I then made my way through through the Gothic Quarter towards the Picasso Museum. The walk was a little lengthier than I imagined it would be, probably because I made a few pictorial detours / got lost a few times.
The Picasso Museum, among other places such as the Montjuïc Castle I visited the day before, is free to the public on Sundays after 3pm. I got into the very long line that had already formed all along the alley. A staff member showed up and let us know it was about an hour and a half wait from our position in line. It would have been too late for me at this point to make it to the photography walk at Travel Bar and a lot of other places seemed closed for Sunday, so I decided to stick it out. I got all day for you, Picasso. All day.
I passed the time by writing on the cork postcards from Sintra that I had kept with me and watching a pair of elderly Asian ladies get completely enthralled by these one-handed clappers that vendors were selling on the street. They weren’t very good, lol, but they bought one each and continued to practice. It was so adorable, haha.
When I got to the entrance, I noticed small print on the television screens saying university students were FREE. What! How did I miss that piece of information on the website? In any case, I was already there and the actual wait time ended up being only about 30 minutes. I got an audio guide for €5 which was definitely worth it. The museum is way more massive than I was expecting it to be and the audio guide went through how his different surroundings would influence his work during certain periods in his life. The museum has a great layout and its clear to see the evolution of his artistic style and interests.
I was pretty astonished to see the diversity of his work as I had only really seen a little bit of his blue and rose period and Las Meninas days before. Standouts to me were “Science and Charity”, his work during his stay in Paris focused on the artistic motif of the embrace, “Mother and Child by the Sea”, “Woman with Mantilla”, “Blanquita Suarez”, and “The Studio at La Californie” series. He also had some ceramic designs.
Very sadly (though understandably), there is a strict ‘no photography’ rule inside the museum. There were a couple of times I noticed others discreetly nabbing quick photos, and they were approached by a worker every time.
I spent almost two and a half hours in the museum, taking frequent sitting breaks towards the end. I then made my way to Park Ciutadella for a re-visit, but sadly found that the large central fountain for my photo quest was under renovations. :( Instead, I explored the park a little more properly than last time and found myself in a large square with nappers, picnickers, drummers, hula hoopers, bubble makers, doggies, jugglers, and a tap dance dance off. I also found a statue with a heart-shape drawn on its butt! Scandal~
I also had a work task assigned to me for the Columbus project that included a short elevator ride up the Columbus monument for €4.50. It’s actually a little pricey for the limited sights and short stay up there. Here are some of the sights:
I couldn’t believe how early it still was, lol. I rested on one of the steps at the foot of the Columbus monument before deciding to check out Marina Port Vell and walk over Rambla del Mar to the other side.
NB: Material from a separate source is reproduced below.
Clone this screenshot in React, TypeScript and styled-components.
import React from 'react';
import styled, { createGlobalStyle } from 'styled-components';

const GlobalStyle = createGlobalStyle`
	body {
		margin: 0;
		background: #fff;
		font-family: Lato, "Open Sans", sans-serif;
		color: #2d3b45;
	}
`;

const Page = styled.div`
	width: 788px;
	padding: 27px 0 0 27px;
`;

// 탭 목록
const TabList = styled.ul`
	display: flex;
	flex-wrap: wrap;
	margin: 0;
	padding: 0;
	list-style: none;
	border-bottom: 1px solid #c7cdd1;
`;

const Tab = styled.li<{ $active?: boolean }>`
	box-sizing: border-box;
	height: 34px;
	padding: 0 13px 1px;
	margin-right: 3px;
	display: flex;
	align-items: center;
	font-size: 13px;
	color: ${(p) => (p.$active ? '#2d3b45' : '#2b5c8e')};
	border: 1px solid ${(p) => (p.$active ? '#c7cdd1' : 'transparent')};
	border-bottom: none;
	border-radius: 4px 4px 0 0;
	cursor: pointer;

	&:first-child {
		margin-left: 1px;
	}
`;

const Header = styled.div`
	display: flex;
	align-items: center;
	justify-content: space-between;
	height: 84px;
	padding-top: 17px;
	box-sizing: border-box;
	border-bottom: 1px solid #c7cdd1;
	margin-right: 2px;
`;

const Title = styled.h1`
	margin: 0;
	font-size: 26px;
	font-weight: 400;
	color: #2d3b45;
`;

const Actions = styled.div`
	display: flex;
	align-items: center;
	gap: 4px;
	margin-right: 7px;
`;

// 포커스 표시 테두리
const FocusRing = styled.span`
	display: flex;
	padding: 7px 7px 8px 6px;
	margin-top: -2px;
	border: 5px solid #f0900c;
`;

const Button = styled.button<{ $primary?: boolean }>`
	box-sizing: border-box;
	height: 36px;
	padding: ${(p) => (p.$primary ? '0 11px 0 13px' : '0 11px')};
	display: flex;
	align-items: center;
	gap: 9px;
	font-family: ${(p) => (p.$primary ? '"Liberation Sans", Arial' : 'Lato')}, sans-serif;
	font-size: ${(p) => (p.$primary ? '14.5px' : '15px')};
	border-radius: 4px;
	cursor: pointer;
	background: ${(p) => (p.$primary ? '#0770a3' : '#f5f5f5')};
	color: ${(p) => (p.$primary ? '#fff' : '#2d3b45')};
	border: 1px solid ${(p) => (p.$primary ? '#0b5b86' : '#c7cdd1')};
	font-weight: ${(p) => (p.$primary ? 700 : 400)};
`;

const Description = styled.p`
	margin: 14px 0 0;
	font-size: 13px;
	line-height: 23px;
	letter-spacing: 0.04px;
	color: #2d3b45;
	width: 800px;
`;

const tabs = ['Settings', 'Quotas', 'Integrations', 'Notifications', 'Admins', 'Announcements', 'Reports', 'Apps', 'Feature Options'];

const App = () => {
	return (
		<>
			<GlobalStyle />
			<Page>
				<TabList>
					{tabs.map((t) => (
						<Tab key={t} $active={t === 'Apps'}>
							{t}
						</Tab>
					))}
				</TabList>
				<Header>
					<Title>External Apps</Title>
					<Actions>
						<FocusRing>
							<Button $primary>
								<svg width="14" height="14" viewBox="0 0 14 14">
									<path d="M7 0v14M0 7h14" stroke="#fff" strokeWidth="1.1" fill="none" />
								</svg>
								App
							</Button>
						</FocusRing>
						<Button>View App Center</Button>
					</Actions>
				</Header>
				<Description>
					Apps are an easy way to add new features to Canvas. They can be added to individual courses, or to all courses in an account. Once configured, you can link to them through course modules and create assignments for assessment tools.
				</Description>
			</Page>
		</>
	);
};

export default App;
As the sun started to set, I then decided it was time for dinner and settled for a restaurant on Parallel. I ordered the Galician octopus with smoked paprika and virgin oil. It was no longer warm and pretty salty. :/ It was so salty that I decided to have the bread the server gave me to go with, and luckily he didn’t charge me extra for it. Service also took a while so I was out here for a little bit longer than I wanted to be. Man, I really make inconsistent choices when it comes to eating out while traveling, lol.
On my way back to the apartment, I saw a man bathing himself at a water fountain that I didn’t notice before on the street. This would actually become important the next day.